Lula sente-se ameaçado. De fato, está. Seu governo corre o risco de receber
diploma de improbidade com o julgamento da Ação Penal 470 pelo Supremo Tribunal
Federal (STF). E seu partido pode levar uma surra histórica nas urnas de 7 de
outubro - como mostra o último Datafolha. São as razões do desespero que levou
o ex-presidente a pedir socorro a alguns dos partidos da base do governo,
constrangendo-os a subscrever uma nota dirigida "à sociedade
brasileira" na qual se tenta colocar o chefão do PT a salvo das suspeitas
a respeito de seu verdadeiro papel no escândalo do mensalão.
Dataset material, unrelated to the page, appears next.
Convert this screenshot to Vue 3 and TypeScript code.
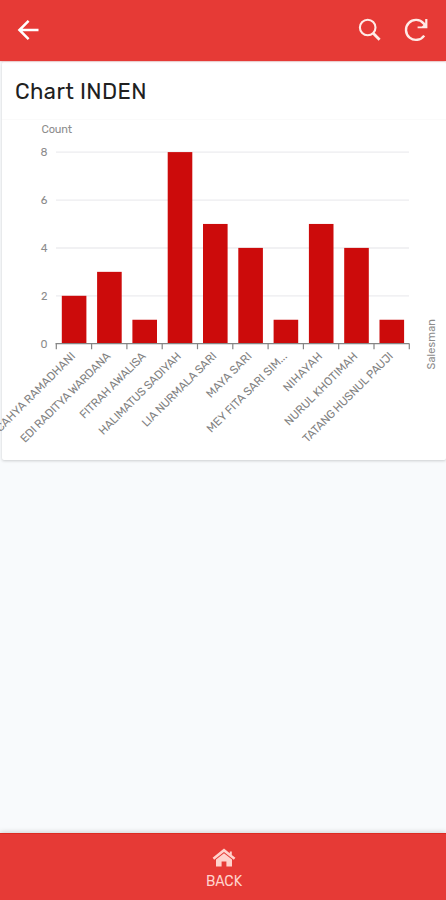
<script setup lang="ts">
interface Entry {
  name: string
  count: number
  length: number
}

const entries: Entry[] = [
  { name: 'CAHYA RAMADHANI', count: 2, length: 107 },
  { name: 'EDI RADITYA WARDANA', count: 3, length: 122 },
  { name: 'FITRAH AWALISA', count: 1, length: 88 },
  { name: 'HALIMATUS SADIYAH', count: 8, length: 111 },
  { name: 'LIA NURMALA SARI', count: 5, length: 100 },
  { name: 'MAYA SARI', count: 4, length: 59 },
  { name: 'MEY FITA SARI SIM...', count: 1, length: 108 },
  { name: 'NIHAYAH', count: 5, length: 50 },
  { name: 'NURUL KHOTIMAH', count: 4, length: 98 },
  { name: 'TATANG HUSNUL PAUJI', count: 1, length: 122 },
]

const left = 56
const right = 409
const base = 223.7
const unit = 23.95
const step = (right - left) / entries.length
const barWidth = 24.6
const levels = [0, 2, 4, 6, 8]

const yOf = (value: number): number => base - value * unit
const xOf = (index: number): number => left + index * step
</script>

<template>
  <div class="screen">
    <header class="topbar">
      <svg class="back" viewBox="0 0 22 22" width="22" height="22">
        <path d="M21.5 11H2.5M11.6 1.8L2.4 11l9.2 9.2" />
      </svg>
      <div class="actions">
        <svg viewBox="0 0 24 24" width="24" height="24">
          <circle cx="9.7" cy="9.5" r="7.8" />
          <path d="M15.2 15.2l6.4 6.6" class="handle" />
        </svg>
        <svg viewBox="0 0 26 26" width="26" height="26">
          <path d="M21.2 18.6A10 10 0 1 1 20.6 6.4L22 8" class="reload" />
          <path d="M24.4 2v9.2H14.6V9.6h4.2l3.4-3.2V2z" class="solid" />
        </svg>
      </div>
    </header>

    <main class="content">
      <section class="card">
        <h1 class="title">Chart INDEN</h1>
        <svg class="chart" viewBox="0 0 446 340" width="446" height="340">
          <text x="41.5" y="12.7" class="label" textLength="30.5">Count</text>
          <line
            v-for="level in levels.slice(1)"
            :key="'g' + level"
            :x1="left"
            :x2="right"
            :y1="yOf(level) + 0.1"
            :y2="yOf(level) + 0.1"
            class="grid"
          />
          <text v-for="level in levels" :key="'l' + level" x="47.5" :y="yOf(level) + 3.8" class="label end">
            {{ level }}
          </text>
          <rect
            v-for="(entry, i) in entries"
            :key="entry.name"
            :x="xOf(i) + 5.8"
            :y="yOf(entry.count)"
            :width="barWidth"
            :height="entry.count * unit"
            class="bar"
          />
          <path :d="`M${left - 0.5} ${base}H${right + 0.5}`" class="axis" />
          <path
            v-for="n in entries.length + 1"
            :key="'t' + n"
            :d="`M${xOf(n - 1) + 0.3} ${base}v5.5`"
            class="axis"
          />
          <text
            v-for="(entry, i) in entries"
            :key="'n' + entry.name"
            :transform="`translate(${xOf(i) + 19.9} ${base + 13.2}) rotate(-45)`"
            :textLength="entry.length"
            class="name end"
          >{{ entry.name }}</text>
          <text transform="translate(434.5 249.5) rotate(-90)" class="label" textLength="50.5">Salesman</text>
        </svg>
      </section>
    </main>

    <footer class="bottombar">
      <svg viewBox="0 0 24 20" width="24" height="20">
        <path d="M4 11.6L12 5.2l8 6.4V18.6h-5.6v-5h-4.8v5H4z" />
        <path d="M12 .6L.6 9.8l1.6 1.9L12 3.9l9.8 7.8 1.6-1.9-3.6-2.9V3.4h-2v1.9z" />
      </svg>
      <span class="caption">BACK</span>
    </footer>
  </div>
</template>

<style>
body {
  margin: 0;
}
</style>

<style scoped>
.screen {
  display: flex;
  flex-direction: column;
  height: 900px;
  overflow: hidden;
  background: #f8fafc;
  font-family: Rubik, Roboto, sans-serif;
}

.topbar {
  box-sizing: border-box;
  height: 61px;
  flex: none;
  display: flex;
  align-items: center;
  justify-content: space-between;
  padding: 0 17px 2px;
  background: #e63a36;
  box-shadow: 0 0 2px rgba(200, 50, 45, 0.6);
  z-index: 1;
}

.topbar svg {
  fill: none;
  stroke: #ffebe7;
  stroke-width: 2.1;
}

.topbar .back {
  stroke: #fff;
  stroke-width: 2.5;
}

.topbar .handle {
  stroke-width: 2.8;
}

.topbar .reload {
  stroke-width: 2.4;
}

.topbar .solid {
  fill: #ffebe7;
  stroke: none;
}

.actions {
  display: flex;
  align-items: center;
  gap: 21px;
}

.content {
  flex: 1;
  min-height: 0;
}

.card {
  box-sizing: border-box;
  height: 398px;
  margin: 1px 0 0 2px;
  background: #fff;
  border-radius: 2px;
  box-shadow: 0 1px 3px rgba(0, 0, 0, 0.18);
}

.title {
  box-sizing: border-box;
  height: 58px;
  margin: 0;
  padding-left: 13px;
  border-bottom: 1px solid #fafafa;
  font-size: 22px;
  line-height: 59px;
  font-weight: 400;
  letter-spacing: 0.4px;
  color: #202020;
}

.chart {
  display: block;
  margin-left: -2px;
}

.label,
.name {
  font-size: 11px;
  fill: #8c8c8c;
}

.name {
  font-size: 11.5px;
  fill: #828282;
}

.end {
  text-anchor: end;
}

.grid {
  stroke: #ececef;
  stroke-width: 1.3;
}

.bar {
  fill: #cc0b0b;
}

.axis {
  stroke: #858585;
  stroke-width: 1.2;
  fill: none;
}

.bottombar {
  box-sizing: border-box;
  height: 67px;
  flex: none;
  display: flex;
  flex-direction: column;
  align-items: center;
  padding: 14px 0 0 2px;
  background: #e63a36;
  border-top: 1px solid #dc2b22;
  box-shadow: 0 -1px 5px rgba(0, 0, 0, 0.16);
}

.bottombar svg {
  fill: #ffd2cc;
}

.caption {
  margin-top: 5px;
  font-size: 14px;
  line-height: 17px;
  color: #ffd2cc;
}
</style>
Como não pegaria bem atacar diretamente o STF injusto ou o eleitorado
ingrato, a nota volta-se contra os partidos da oposição, que tiveram a ousadia
de sugerir ampla investigação sobre quem esteve de fato por detrás da trama
criminosa do mensalão, conforme informações atribuídas ao publicitário Marcos
Valério pela revista Veja.
A propósito dessa suspeita natural que a oposição não teve interesse ou
coragem de levantar em 2004, o comportamento do ex-presidente no episódio
merece, de fato, algum "refresco de memória". Quando o escândalo
estourou, Lula declarou que se sentia traído e que o PT devia pedir desculpas
ao País; depois, em entrevista à televisão em Paris, garantiu, cinicamente, que
seu partido havia feito apenas o que todos fazem - caixa 2; finalmente, já
ungido pelas urnas, em 2006, lançou a tese que até hoje sustenta: tudo não passou
de uma "farsa" urdida pelas "elites" para "barrar e
reverter o processo de mudanças" por ele iniciado, como afirma a nota.
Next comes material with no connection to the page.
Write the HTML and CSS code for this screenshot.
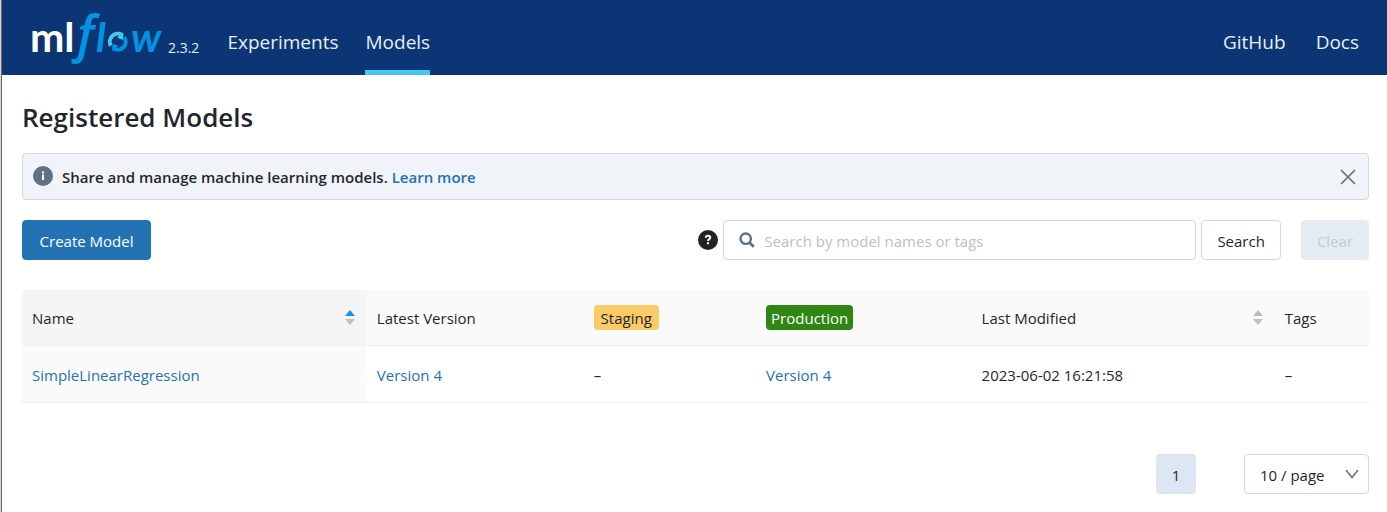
FILE: index.html
```html
<!DOCTYPE html>
<html lang="en">
<head>
<meta charset="utf-8">
<title>Registered Models - MLflow</title>
<link rel="stylesheet" href="styles.css">
</head>
<body>
<header class="topbar">
  <a class="brand" href="#" aria-label="mlflow home">
    <svg class="logo" width="132" height="56" viewBox="0 0 132 56">
      <text class="logo-ml" x="-2" y="44">ml</text>
      <text class="logo-f" x="45" y="44">f</text>
      <text class="logo-flow" x="64" y="44">l</text>
      <text class="logo-flow" x="99" y="44">w</text>
      <path class="ring-light" d="M78.800 37.700A8 8 0 0 1 89.700 26.800"/>
      <path class="ring-light-tip" d="M91.500 24.500L91 32L85 29.500Z"/>
      <path class="ring-dark" d="M92.300 29.100A8 8 0 0 1 81.700 40.600"/>
      <path class="ring-dark-tip" d="M80 43L80.500 35.500L86.500 38Z"/>
    </svg>
  </a>
  <span class="version">2.3.2</span>
  <nav class="nav">
    <a class="nav-link" href="#">Experiments</a>
    <a class="nav-link nav-active" href="#">Models</a>
  </nav>
  <nav class="nav nav-end">
    <a class="nav-link" href="#">GitHub</a>
    <a class="nav-link" href="#">Docs</a>
  </nav>
</header>
<main class="page">
  <h1 class="title">Registered Models</h1>
  <div class="notice">
    <svg class="badge-icon" width="20" height="20" viewBox="0 0 20 20"><circle cx="10" cy="10" r="10" fill="#5f7281"/><path d="M9 5.500h2v2H9zM9 8.500h2V14H9z" fill="#fff"/></svg>
    <p class="notice-text">Share and manage machine learning models. <a class="link" href="#">Learn more</a></p>
    <button class="close" type="button" aria-label="Close"><svg width="16" height="16" viewBox="0 0 16 16"><path d="M1 1L15 15M15 1L1 15" stroke="#5f7281" stroke-width="1.700"/></svg></button>
  </div>
  <form class="toolbar">
    <button class="btn btn-primary" type="button">Create Model</button>
    <svg class="help" width="20" height="20" viewBox="0 0 20 20"><circle cx="10" cy="10" r="10" fill="#222"/><path d="M7.700 7.800C7.800 6.300 8.700 5.800 10 5.800C11.500 5.800 12.300 6.600 12.300 7.600C12.300 9.200 10 9.100 10 11" fill="none" stroke="#fff" stroke-width="1.900"/><path d="M9 12.300h2v2H9z" fill="#fff"/></svg>
    <label class="search">
      <svg width="16" height="16" viewBox="0 0 16 16" fill="none" stroke="#5f7281"><circle cx="6.700" cy="6.700" r="5.200" stroke-width="2.400"/><path d="M10.400 10.400L14.800 14.800" stroke-width="2.800"/></svg>
      <input class="search-input" type="text" placeholder="Search by model names or tags" aria-label="Search models">
    </label>
    <button class="btn" type="button">Search</button>
    <button class="btn btn-clear" type="button" disabled>Clear</button>
  </form>
  <table class="models">
    <colgroup><col class="c-name"><col class="c-version"><col class="c-staging"><col class="c-production"><col class="c-modified"><col class="c-tags"></colgroup>
    <thead>
      <tr>
        <th class="sorted"><div class="sort-head">Name <svg width="10" height="16" viewBox="0 0 10 16"><path d="M0 6L5 0L10 6Z" fill="#1890ff"/><path d="M0 9L5 15L10 9Z" fill="#bfbfbf"/></svg></div></th>
        <th>Latest Version</th>
        <th><span class="stage stage-staging">Staging</span></th>
        <th><span class="stage stage-production">Production</span></th>
        <th><div class="sort-head">Last Modified <svg width="10" height="16" viewBox="0 0 10 16" fill="#bfbfbf"><path d="M0 6L5 0L10 6Z"/><path d="M0 9L5 15L10 9Z"/></svg></div></th>
        <th>Tags</th>
      </tr>
    </thead>
    <tbody>
      <tr>
        <td class="sorted"><a class="link" href="#">SimpleLinearRegression</a></td>
        <td><a class="link" href="#">Version 4</a></td>
        <td>–</td>
        <td><a class="link" href="#">Version 4</a></td>
        <td>2023-06-02 16:21:58</td>
        <td>–</td>
      </tr>
    </tbody>
  </table>
  <div class="pager">
    <button class="page-number" type="button">1</button>
    <div class="page-size">
      <select class="page-select" aria-label="Page size"><option>10 / page</option></select>
      <svg class="chevron" width="14" height="10" viewBox="0 0 14 10"><path d="M1 1L7 8.500L13 1" fill="none" stroke="#5f7281" stroke-width="1.500"/></svg>
    </div>
  </div>
</main>
</body>
</html>
```
FILE: styles.css
```css
* {
  box-sizing: border-box;
}

html {
  border-left: 1px solid #d4d4d4;
  min-height: 100%;
  display: flex;
}

body {
  margin: 0;
  flex: 1;
  border-left: 1px solid #6b6b6b;
  background: #fff;
  color: #1f272d;
  font: 15px/24px "Open Sans", "Noto Sans", sans-serif;
}

button,
input,
select {
  font: inherit;
  color: inherit;
}

.topbar {
  display: flex;
  height: 75px;
  padding: 0 28px 0 30px;
  background: #0b3574;
  color: #e8eef6;
}

.logo {
  display: block;
  margin-top: 8px;
  overflow: visible;
}

.logo-ml,
.logo-flow {
  font: 700 41px Lato, sans-serif;
  fill: #fff;
}

.logo-flow {
  font-style: italic;
  fill: #0194e2;
}

.logo-f {
  font: italic 600 50px "Open Sans", sans-serif;
  fill: #0194e2;
}

.ring-light,
.ring-dark {
  fill: none;
  stroke: #43c9ed;
  stroke-width: 4;
}

.ring-dark {
  stroke: #0194e2;
}

.ring-light-tip {
  fill: #43c9ed;
}

.ring-dark-tip {
  fill: #0194e2;
}

.version {
  margin: 36px 28px 0 4px;
  font-size: 14px;
}

.nav {
  display: flex;
  gap: 27px;
}

.nav-end {
  gap: 30px;
  margin-left: auto;
}

.nav-link {
  padding-top: 30px;
  color: inherit;
  font-size: 19px;
  text-decoration: none;
}

.nav-active {
  border-bottom: 5px solid #43c9ed;
}

.page {
  padding: 24px 18px 18px 20px;
}

.title {
  margin: 0 0 18px;
  font-size: 26px;
  line-height: 36px;
  font-weight: 600;
}

.link {
  color: #2272b4;
  text-decoration: none;
}

.notice {
  display: flex;
  align-items: center;
  gap: 9px;
  height: 47px;
  padding: 0 12px 0 10px;
  border: 1px solid #cdd9e5;
  border-radius: 4px;
  background: #f0f4f8;
  font-weight: 600;
}

.badge-icon {
  margin-bottom: 2px;
}

.notice-text {
  flex: 1;
  margin: 0;
}

.close {
  padding: 0;
  border: 0;
  background: none;
  line-height: 0;
}

.toolbar {
  display: flex;
  align-items: center;
  gap: 5px;
  margin: 20px 0 30px;
}

.btn {
  height: 40px;
  padding: 2px 15px 0;
  border: 1px solid #cdd9e5;
  border-radius: 4px;
  background: #fff;
}

.btn-primary {
  min-width: 129px;
  border-color: #2272b4;
  background: #2272b4;
  color: #fff;
}

.btn-clear {
  margin-left: 15px;
  border-color: #e4ebf1;
  background: #e4ebf1;
  color: #bfcbd8;
}

.help {
  margin-left: auto;
}

.search {
  display: flex;
  align-items: center;
  gap: 9px;
  flex: 0 1 473px;
  height: 40px;
  padding: 0 15px;
  border: 1px solid #cdd9e5;
  border-radius: 4px;
}

.search-input {
  flex: 1;
  min-width: 0;
  padding: 2px 0 0;
  border: 0;
  outline: 0;
  background: none;
}

.search-input::placeholder {
  color: #bfbfbf;
}

.models {
  width: 100%;
  table-layout: fixed;
  border-collapse: separate;
  border-spacing: 0;
}

.c-name { width: 25.6%; }
.c-version { width: 16.1%; }
.c-staging { width: 12.8%; }
.c-production { width: 16%; }
.c-modified { width: 22.5%; }
.c-tags { width: 7%; }

.models th,
.models td {
  padding: 17px 10px 15px;
  border-bottom: 1px solid #f0f0f0;
  font-weight: 400;
  text-align: left;
}

.models th {
  padding: 15px 10px 14px;
  line-height: 26px;
  background: #fafafa;
}

.models .sorted {
  background: #fafafa;
}

.models th.sorted {
  background: #f5f5f5;
}

.sort-head {
  display: flex;
  align-items: center;
  justify-content: space-between;
  padding-right: 2px;
}

.stage {
  display: inline-block;
  min-width: 65px;
  padding: 1px 5px 0;
  border-radius: 4px;
  line-height: 24px;
  text-align: center;
}

.stage-staging {
  background: #fbcb67;
}

.stage-production {
  background: #308613;
  color: #fff;
}

.pager {
  display: flex;
  justify-content: flex-end;
  gap: 48px;
  margin-top: 51px;
}

.page-number {
  width: 40px;
  height: 40px;
  padding: 2px 0 0;
  border: 0;
  border-radius: 4px;
  background: #dce7f3;
}

.page-size {
  position: relative;
}

.page-select {
  appearance: none;
  width: 125px;
  height: 40px;
  padding: 2px 15px 0;
  border: 1px solid #cdd9e5;
  border-radius: 4px;
  background: #fff;
}

.chevron {
  position: absolute;
  top: 15px;
  right: 10px;
  pointer-events: none;
}
```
Por ordem do chefão essa manifestação de desagravo a si próprio foi
apresentada pelo presidente do PT, o iracundo Rui Falcão, a um grupo
selecionado de aliados. Da chamada base de apoio ficaram de fora o PP de
Valdemar Costa Neto e o PTB de Roberto Jefferson, ambos sendo julgados pelo
STF. O documento leva a assinatura dos presidentes do PT e de cinco outras
legendas: PSB, PMDB, PC do B, PDT e PRB. Seus termos obedecem ao mais rigoroso
figurino da hipocrisia política. Iniciam por repudiar a nota em que PSDB, DEM e
PPS, "forças conservadoras", "tentaram comprometer a honra e a
dignidade do ex-presidente Luiz Inácio Lula da Silva". E a classificam
como "fruto do desespero diante das derrotas seguidamente infligidas a
eles pelo eleitorado brasileiro".
Para PT e aliados, numa velada referência ao processo do mensalão, as
oposições "tentam fazer política à margem do processo eleitoral, base e
fundamento da democracia representativa, que não hesitam em golpear sempre que
seus interesses são contrariados". Nenhuma referência, é claro, ao fato de
que, no momento, os interesses que estão sendo contrariados são exatamente os
de Lula e do PT. Mas, em matéria de fazer o jogo de espelho, acusando os
adversários exatamente daquilo que ele próprio faz, o lulopetismo superou-se em
alusão explícita ao julgamento do mensalão: "Os partidos da oposição
tentam apenas confundir a opinião pública. Quando pressionam o STF, estão
preocupados em fazer da Ação Penal 470 um julgamento político, para golpear a
democracia e reverter as conquistas que marcaram a gestão do presidente
Lula".
Nos últimos dias, os sintomas de desespero nas hostes lulopetistas
traduziram-se em despautérios de importantes personalidades do partido. O
presidente da Câmara dos Deputados acusou o ministro Joaquim Barbosa de ser
falacioso ao denunciar a compra de apoio parlamentar pela quadrilha que,
segundo a denúncia da Ação Penal 470, era chefiada por José Dirceu. O senador
Jorge Viana (PT-AC), ex-governador do Acre, ele próprio investigado pela
suspeita de compra de votos, voltou ao tema do "golpe contra o PT". E
o deputado federal André Vargas (PT-PR), chefe da equipe nacional de Comunicação
do partido, revelou sua peculiar concepção de transparência da vida pública ao
condenar a transmissão ao vivo das sessões plenárias do STF como "uma
ameaça à democracia". São esses os combatentes da "batalha do tamanho
do Brasil" convocada pelo desespero de Lula&Cia. Convocação atendida
também pelo cientista político Wanderley Guilherme dos Santos, em esfuziante
entrevista no jornal Valor de sexta-feira.